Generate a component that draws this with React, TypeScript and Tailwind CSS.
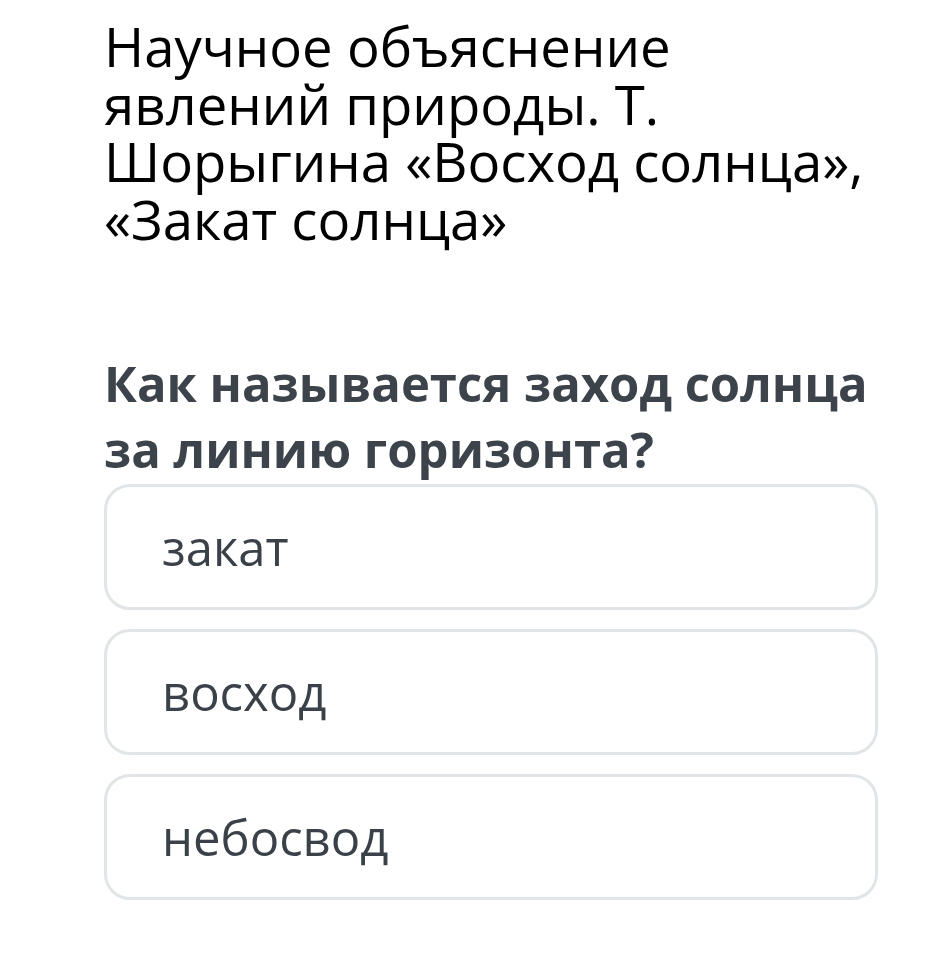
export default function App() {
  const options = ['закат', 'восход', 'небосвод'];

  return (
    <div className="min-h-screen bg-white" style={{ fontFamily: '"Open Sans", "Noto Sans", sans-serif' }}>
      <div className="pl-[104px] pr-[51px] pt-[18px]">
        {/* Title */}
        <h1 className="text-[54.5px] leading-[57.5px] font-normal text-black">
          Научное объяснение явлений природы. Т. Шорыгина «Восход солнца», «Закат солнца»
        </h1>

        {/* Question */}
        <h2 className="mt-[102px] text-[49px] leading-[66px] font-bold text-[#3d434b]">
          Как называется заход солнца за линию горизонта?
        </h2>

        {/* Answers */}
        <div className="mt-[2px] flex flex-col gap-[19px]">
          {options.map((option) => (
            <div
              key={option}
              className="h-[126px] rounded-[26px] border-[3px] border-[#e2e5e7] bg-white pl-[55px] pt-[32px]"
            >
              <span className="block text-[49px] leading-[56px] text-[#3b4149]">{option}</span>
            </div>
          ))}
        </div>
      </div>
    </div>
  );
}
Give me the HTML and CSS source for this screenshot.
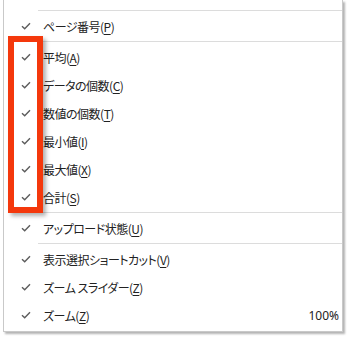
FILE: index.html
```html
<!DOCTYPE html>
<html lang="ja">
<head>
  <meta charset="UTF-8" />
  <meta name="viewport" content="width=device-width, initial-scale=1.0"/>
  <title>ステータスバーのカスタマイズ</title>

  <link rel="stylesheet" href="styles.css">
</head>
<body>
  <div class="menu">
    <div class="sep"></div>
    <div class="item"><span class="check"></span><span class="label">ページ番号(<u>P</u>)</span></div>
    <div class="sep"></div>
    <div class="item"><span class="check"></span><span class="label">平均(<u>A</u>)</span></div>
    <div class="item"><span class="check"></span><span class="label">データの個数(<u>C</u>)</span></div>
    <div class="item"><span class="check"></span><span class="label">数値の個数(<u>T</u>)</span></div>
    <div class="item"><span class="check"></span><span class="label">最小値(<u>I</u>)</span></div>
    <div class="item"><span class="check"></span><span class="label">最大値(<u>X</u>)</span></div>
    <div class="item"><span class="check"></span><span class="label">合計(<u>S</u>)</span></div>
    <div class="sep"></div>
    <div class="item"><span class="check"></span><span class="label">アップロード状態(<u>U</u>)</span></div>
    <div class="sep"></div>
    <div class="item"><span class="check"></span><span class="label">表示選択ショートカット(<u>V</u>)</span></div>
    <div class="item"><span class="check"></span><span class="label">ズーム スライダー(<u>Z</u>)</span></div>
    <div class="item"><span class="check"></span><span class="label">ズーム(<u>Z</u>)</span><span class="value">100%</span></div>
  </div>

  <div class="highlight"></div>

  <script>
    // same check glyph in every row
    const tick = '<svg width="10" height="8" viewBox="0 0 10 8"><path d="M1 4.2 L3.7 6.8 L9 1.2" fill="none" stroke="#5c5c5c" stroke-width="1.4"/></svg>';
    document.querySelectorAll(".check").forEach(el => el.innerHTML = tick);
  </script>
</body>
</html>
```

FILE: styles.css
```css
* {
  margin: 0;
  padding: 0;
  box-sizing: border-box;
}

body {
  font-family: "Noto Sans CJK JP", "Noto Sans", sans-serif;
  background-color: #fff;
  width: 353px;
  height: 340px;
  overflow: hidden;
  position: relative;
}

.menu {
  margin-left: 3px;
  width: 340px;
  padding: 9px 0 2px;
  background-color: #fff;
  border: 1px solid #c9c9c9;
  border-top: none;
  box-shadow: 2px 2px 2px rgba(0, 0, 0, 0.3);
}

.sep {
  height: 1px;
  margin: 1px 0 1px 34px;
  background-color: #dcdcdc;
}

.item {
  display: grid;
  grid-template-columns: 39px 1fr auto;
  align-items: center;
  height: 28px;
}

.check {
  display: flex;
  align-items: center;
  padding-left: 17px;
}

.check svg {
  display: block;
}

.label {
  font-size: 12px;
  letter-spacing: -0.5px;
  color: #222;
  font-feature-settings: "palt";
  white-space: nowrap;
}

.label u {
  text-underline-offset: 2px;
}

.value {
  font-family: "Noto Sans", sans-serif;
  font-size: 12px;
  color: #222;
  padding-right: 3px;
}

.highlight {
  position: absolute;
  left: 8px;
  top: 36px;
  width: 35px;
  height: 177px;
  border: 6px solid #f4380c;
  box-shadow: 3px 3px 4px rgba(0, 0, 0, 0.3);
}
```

--------------------------------------------------

→ **Instruction**
Leave out the pictures and retype every line above exactly.

→ **Correct response**
Generate a component that draws this with React, TypeScript and Tailwind CSS.
export default function App() {
  const options = ['закат', 'восход', 'небосвод'];

  return (
    <div className="min-h-screen bg-white" style={{ fontFamily: '"Open Sans", "Noto Sans", sans-serif' }}>
      <div className="pl-[104px] pr-[51px] pt-[18px]">
        {/* Title */}
        <h1 className="text-[54.5px] leading-[57.5px] font-normal text-black">
          Научное объяснение явлений природы. Т. Шорыгина «Восход солнца», «Закат солнца»
        </h1>

        {/* Question */}
        <h2 className="mt-[102px] text-[49px] leading-[66px] font-bold text-[#3d434b]">
          Как называется заход солнца за линию горизонта?
        </h2>

        {/* Answers */}
        <div className="mt-[2px] flex flex-col gap-[19px]">
          {options.map((option) => (
            <div
              key={option}
              className="h-[126px] rounded-[26px] border-[3px] border-[#e2e5e7] bg-white pl-[55px] pt-[32px]"
            >
              <span className="block text-[49px] leading-[56px] text-[#3b4149]">{option}</span>
            </div>
          ))}
        </div>
      </div>
    </div>
  );
}
Give me the HTML and CSS source for this screenshot.
FILE: index.html
```html
<!DOCTYPE html>
<html lang="ja">
<head>
  <meta charset="UTF-8" />
  <meta name="viewport" content="width=device-width, initial-scale=1.0"/>
  <title>ステータスバーのカスタマイズ</title>

  <link rel="stylesheet" href="styles.css">
</head>
<body>
  <div class="menu">
    <div class="sep"></div>
    <div class="item"><span class="check"></span><span class="label">ページ番号(<u>P</u>)</span></div>
    <div class="sep"></div>
    <div class="item"><span class="check"></span><span class="label">平均(<u>A</u>)</span></div>
    <div class="item"><span class="check"></span><span class="label">データの個数(<u>C</u>)</span></div>
    <div class="item"><span class="check"></span><span class="label">数値の個数(<u>T</u>)</span></div>
    <div class="item"><span class="check"></span><span class="label">最小値(<u>I</u>)</span></div>
    <div class="item"><span class="check"></span><span class="label">最大値(<u>X</u>)</span></div>
    <div class="item"><span class="check"></span><span class="label">合計(<u>S</u>)</span></div>
    <div class="sep"></div>
    <div class="item"><span class="check"></span><span class="label">アップロード状態(<u>U</u>)</span></div>
    <div class="sep"></div>
    <div class="item"><span class="check"></span><span class="label">表示選択ショートカット(<u>V</u>)</span></div>
    <div class="item"><span class="check"></span><span class="label">ズーム スライダー(<u>Z</u>)</span></div>
    <div class="item"><span class="check"></span><span class="label">ズーム(<u>Z</u>)</span><span class="value">100%</span></div>
  </div>

  <div class="highlight"></div>

  <script>
    // same check glyph in every row
    const tick = '<svg width="10" height="8" viewBox="0 0 10 8"><path d="M1 4.2 L3.7 6.8 L9 1.2" fill="none" stroke="#5c5c5c" stroke-width="1.4"/></svg>';
    document.querySelectorAll(".check").forEach(el => el.innerHTML = tick);
  </script>
</body>
</html>
```

FILE: styles.css
```css
* {
  margin: 0;
  padding: 0;
  box-sizing: border-box;
}

body {
  font-family: "Noto Sans CJK JP", "Noto Sans", sans-serif;
  background-color: #fff;
  width: 353px;
  height: 340px;
  overflow: hidden;
  position: relative;
}

.menu {
  margin-left: 3px;
  width: 340px;
  padding: 9px 0 2px;
  background-color: #fff;
  border: 1px solid #c9c9c9;
  border-top: none;
  box-shadow: 2px 2px 2px rgba(0, 0, 0, 0.3);
}

.sep {
  height: 1px;
  margin: 1px 0 1px 34px;
  background-color: #dcdcdc;
}

.item {
  display: grid;
  grid-template-columns: 39px 1fr auto;
  align-items: center;
  height: 28px;
}

.check {
  display: flex;
  align-items: center;
  padding-left: 17px;
}

.check svg {
  display: block;
}

.label {
  font-size: 12px;
  letter-spacing: -0.5px;
  color: #222;
  font-feature-settings: "palt";
  white-space: nowrap;
}

.label u {
  text-underline-offset: 2px;
}

.value {
  font-family: "Noto Sans", sans-serif;
  font-size: 12px;
  color: #222;
  padding-right: 3px;
}

.highlight {
  position: absolute;
  left: 8px;
  top: 36px;
  width: 35px;
  height: 177px;
  border: 6px solid #f4380c;
  box-shadow: 3px 3px 4px rgba(0, 0, 0, 0.3);
}
```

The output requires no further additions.